INFORMATION PROVIDED:
┌──
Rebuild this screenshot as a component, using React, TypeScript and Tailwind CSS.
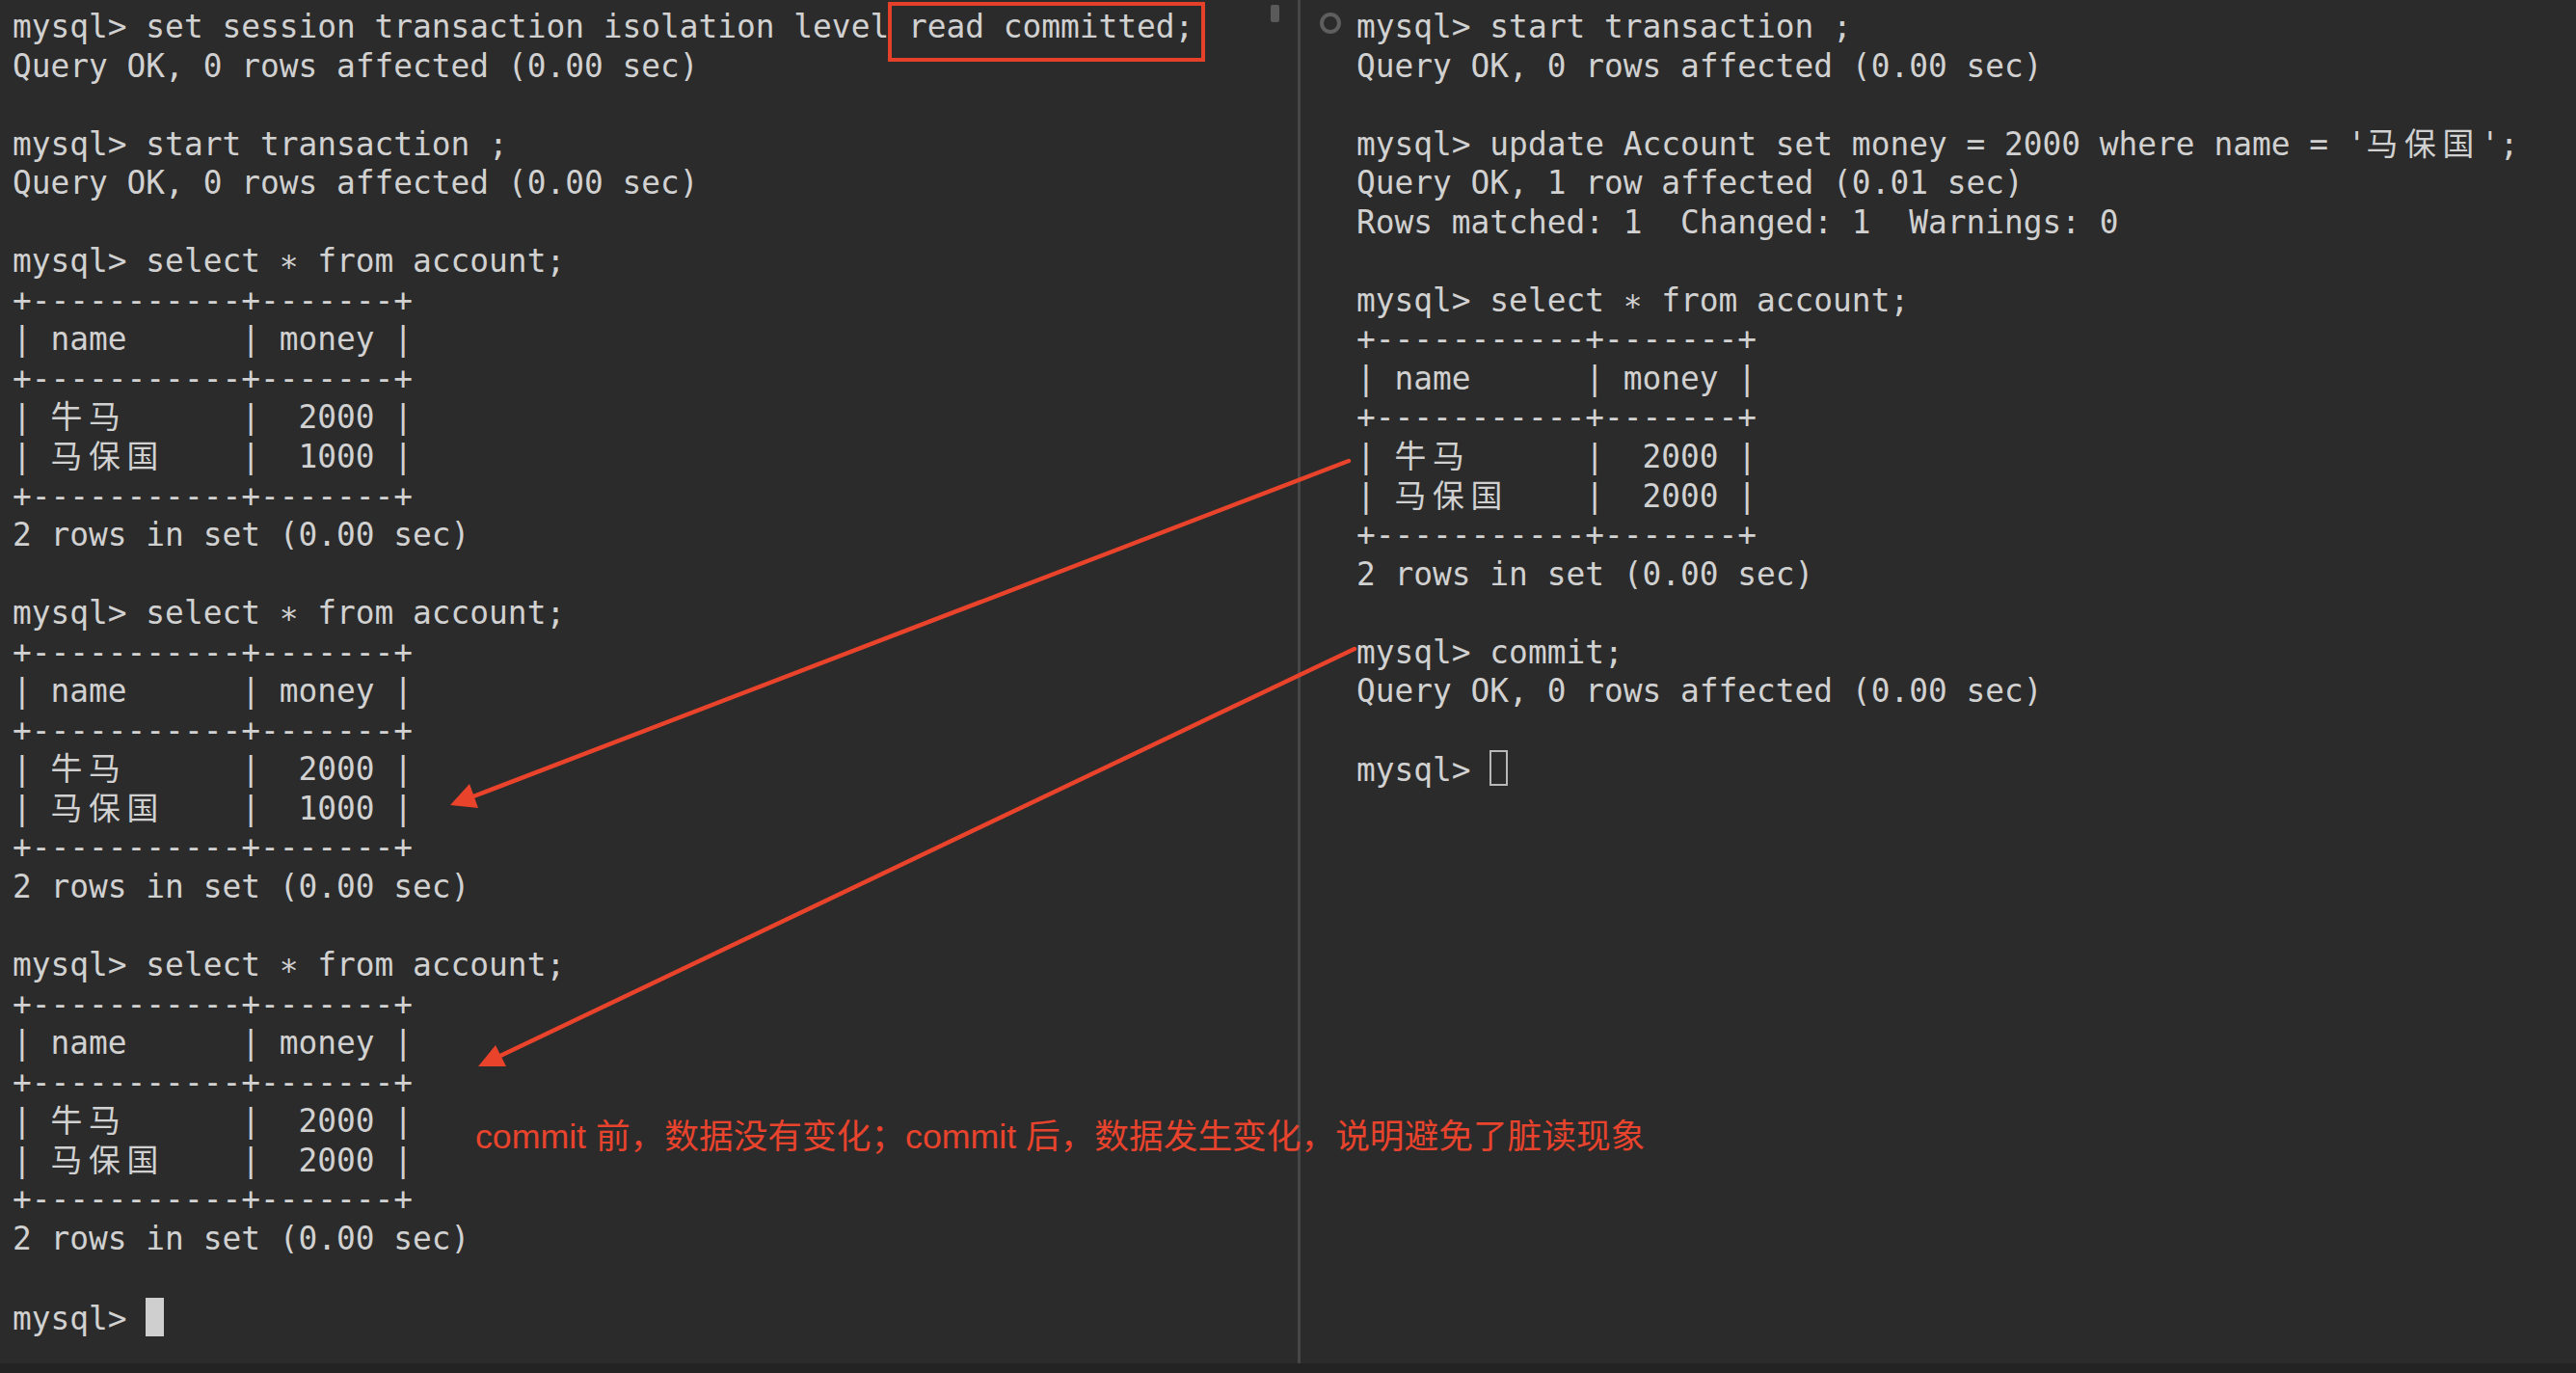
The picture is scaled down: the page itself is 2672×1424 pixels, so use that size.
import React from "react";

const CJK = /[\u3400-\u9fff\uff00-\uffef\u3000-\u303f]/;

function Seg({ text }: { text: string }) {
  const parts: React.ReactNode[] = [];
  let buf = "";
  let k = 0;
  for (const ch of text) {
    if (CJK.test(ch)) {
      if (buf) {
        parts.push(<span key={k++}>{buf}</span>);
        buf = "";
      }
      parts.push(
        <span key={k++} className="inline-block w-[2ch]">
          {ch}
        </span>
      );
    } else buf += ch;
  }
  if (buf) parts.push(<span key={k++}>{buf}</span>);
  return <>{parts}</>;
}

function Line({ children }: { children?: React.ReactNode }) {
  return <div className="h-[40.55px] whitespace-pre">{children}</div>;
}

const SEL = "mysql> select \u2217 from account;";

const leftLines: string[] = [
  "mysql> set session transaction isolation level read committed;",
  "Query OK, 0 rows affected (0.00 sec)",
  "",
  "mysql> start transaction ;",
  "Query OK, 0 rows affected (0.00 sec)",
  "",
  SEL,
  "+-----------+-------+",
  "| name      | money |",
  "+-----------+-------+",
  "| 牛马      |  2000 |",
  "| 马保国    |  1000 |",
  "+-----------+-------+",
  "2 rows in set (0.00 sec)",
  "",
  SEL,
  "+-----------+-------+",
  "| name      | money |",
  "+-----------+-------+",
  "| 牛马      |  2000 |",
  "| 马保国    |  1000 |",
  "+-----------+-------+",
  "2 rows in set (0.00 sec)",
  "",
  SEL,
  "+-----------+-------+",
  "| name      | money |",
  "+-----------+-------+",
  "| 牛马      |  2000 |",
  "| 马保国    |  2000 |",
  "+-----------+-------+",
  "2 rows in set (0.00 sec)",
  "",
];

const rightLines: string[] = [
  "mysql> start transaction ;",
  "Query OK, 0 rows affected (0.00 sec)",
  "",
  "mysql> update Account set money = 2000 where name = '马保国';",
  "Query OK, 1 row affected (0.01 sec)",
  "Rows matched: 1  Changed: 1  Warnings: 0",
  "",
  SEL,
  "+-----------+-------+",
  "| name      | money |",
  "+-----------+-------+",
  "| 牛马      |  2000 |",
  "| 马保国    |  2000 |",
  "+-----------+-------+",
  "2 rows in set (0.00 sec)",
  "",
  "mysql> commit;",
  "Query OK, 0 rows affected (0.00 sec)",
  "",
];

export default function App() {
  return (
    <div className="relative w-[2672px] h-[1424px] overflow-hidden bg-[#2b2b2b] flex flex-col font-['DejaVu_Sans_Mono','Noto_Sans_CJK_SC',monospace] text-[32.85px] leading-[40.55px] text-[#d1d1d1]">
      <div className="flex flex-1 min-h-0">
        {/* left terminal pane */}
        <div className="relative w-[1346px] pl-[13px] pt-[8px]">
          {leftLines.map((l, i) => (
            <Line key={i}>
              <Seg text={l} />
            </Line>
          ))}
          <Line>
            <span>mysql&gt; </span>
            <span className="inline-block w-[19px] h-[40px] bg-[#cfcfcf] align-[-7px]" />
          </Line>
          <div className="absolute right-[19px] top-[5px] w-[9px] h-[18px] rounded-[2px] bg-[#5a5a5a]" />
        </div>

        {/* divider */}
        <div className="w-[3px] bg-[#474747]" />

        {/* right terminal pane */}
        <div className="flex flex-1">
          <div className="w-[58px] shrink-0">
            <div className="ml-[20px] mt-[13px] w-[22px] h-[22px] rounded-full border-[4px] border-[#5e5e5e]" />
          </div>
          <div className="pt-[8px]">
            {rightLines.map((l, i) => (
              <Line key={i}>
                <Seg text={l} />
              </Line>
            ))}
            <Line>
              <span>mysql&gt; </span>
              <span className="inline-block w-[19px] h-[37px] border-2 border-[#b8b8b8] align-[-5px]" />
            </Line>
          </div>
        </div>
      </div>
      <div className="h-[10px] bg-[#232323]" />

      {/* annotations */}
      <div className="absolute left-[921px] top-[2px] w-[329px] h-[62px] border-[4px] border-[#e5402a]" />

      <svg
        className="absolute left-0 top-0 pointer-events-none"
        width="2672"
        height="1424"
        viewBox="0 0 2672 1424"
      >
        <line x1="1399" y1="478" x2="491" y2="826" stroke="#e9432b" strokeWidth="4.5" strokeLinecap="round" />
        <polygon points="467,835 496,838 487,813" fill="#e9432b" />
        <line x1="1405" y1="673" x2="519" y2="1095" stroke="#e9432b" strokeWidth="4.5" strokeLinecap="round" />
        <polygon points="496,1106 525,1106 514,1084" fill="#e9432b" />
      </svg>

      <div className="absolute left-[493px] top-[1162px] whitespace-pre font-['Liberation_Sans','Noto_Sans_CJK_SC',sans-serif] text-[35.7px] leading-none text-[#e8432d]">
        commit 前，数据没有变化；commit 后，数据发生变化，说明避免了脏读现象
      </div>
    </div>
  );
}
└──
TASK PROMPT: Pictures excluded, repeat exactly the lines from the top of the material through the line with "const CJK = /[\u3400-\u9fff\uff00-\uffef\u3000-\u303f]/;", including both of those lines.

WRITTEN RESPONSE:
Rebuild this screenshot as a component, using React, TypeScript and Tailwind CSS.
The picture is scaled down: the page itself is 2672×1424 pixels, so use that size.
import React from "react";

const CJK = /[\u3400-\u9fff\uff00-\uffef\u3000-\u303f]/;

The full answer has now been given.